Challenge »
Wherever the word "React" shows up in a line, please copy that line.

--

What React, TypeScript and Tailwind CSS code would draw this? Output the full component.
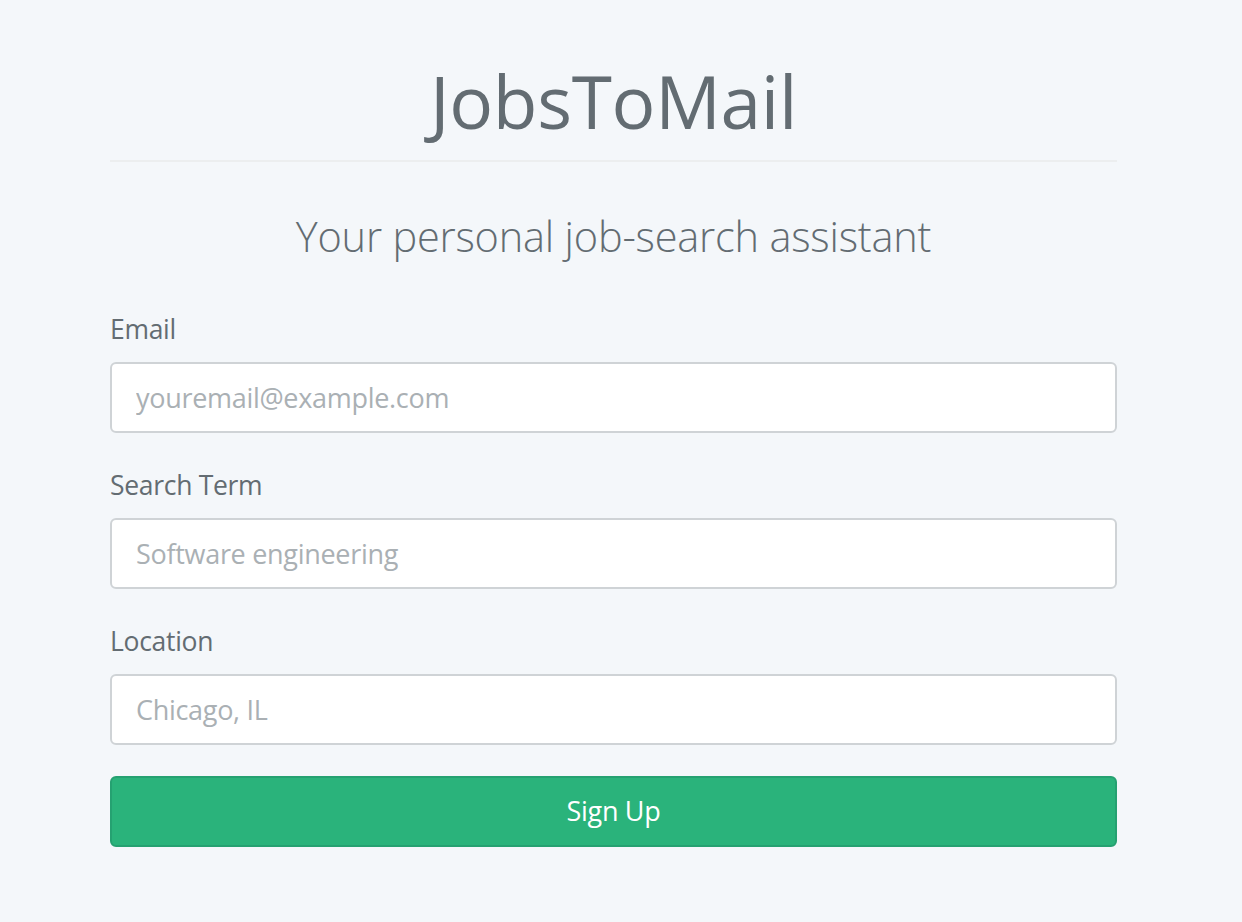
import React from "react";

export default function App() {
  const font = { fontFamily: '"Open Sans", "Noto Sans", sans-serif' };
  const inputCls =
    "mt-[16px] h-[71px] rounded-[6px] border-2 border-[#cfd3d6] bg-white px-[24px] text-[27px] tracking-[-0.3px] placeholder:text-[#aab0b4] outline-none";
  return (
    <div className="min-h-[922px] w-full bg-[#f4f7fa] text-[#636c72]" style={font}>
      <div className="ml-[110px] w-[1007px] pt-[57px]">
        <h1 className="text-center text-[73px] leading-[88px] font-normal tracking-[-0.3px]">JobsToMail</h1>
        <div className="mt-[15px] h-[2px] bg-[#eceeef]" />
        <h2 className="mt-[50px] text-center text-[41.5px] leading-[48px] font-light tracking-[-0.2px]">
          Your personal job-search assistant
        </h2>
        <form className="mt-[52px] flex flex-col">
          <label className="text-[26.5px] leading-[34px] tracking-[-0.3px]">Email</label>
          <input className={inputCls} placeholder="youremail@example.com" />
          <label className="mt-[35px] text-[26.5px] leading-[34px] tracking-[-0.3px]">Search Term</label>
          <input className={inputCls} placeholder="Software engineering" />
          <label className="mt-[35px] text-[26.5px] leading-[34px] tracking-[-0.3px]">Location</label>
          <input className={inputCls} placeholder="Chicago, IL" />
          <button
            type="button"
            className="mt-[31px] h-[71px] rounded-[6px] border-2 border-[#25a171] bg-[#2ab37b] text-[27px] tracking-[-0.3px] text-white"
          >
            Sign Up
          </button>
        </form>
      </div>
    </div>
  );
}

--

The answer »
What React, TypeScript and Tailwind CSS code would draw this? Output the full component.
import React from "react";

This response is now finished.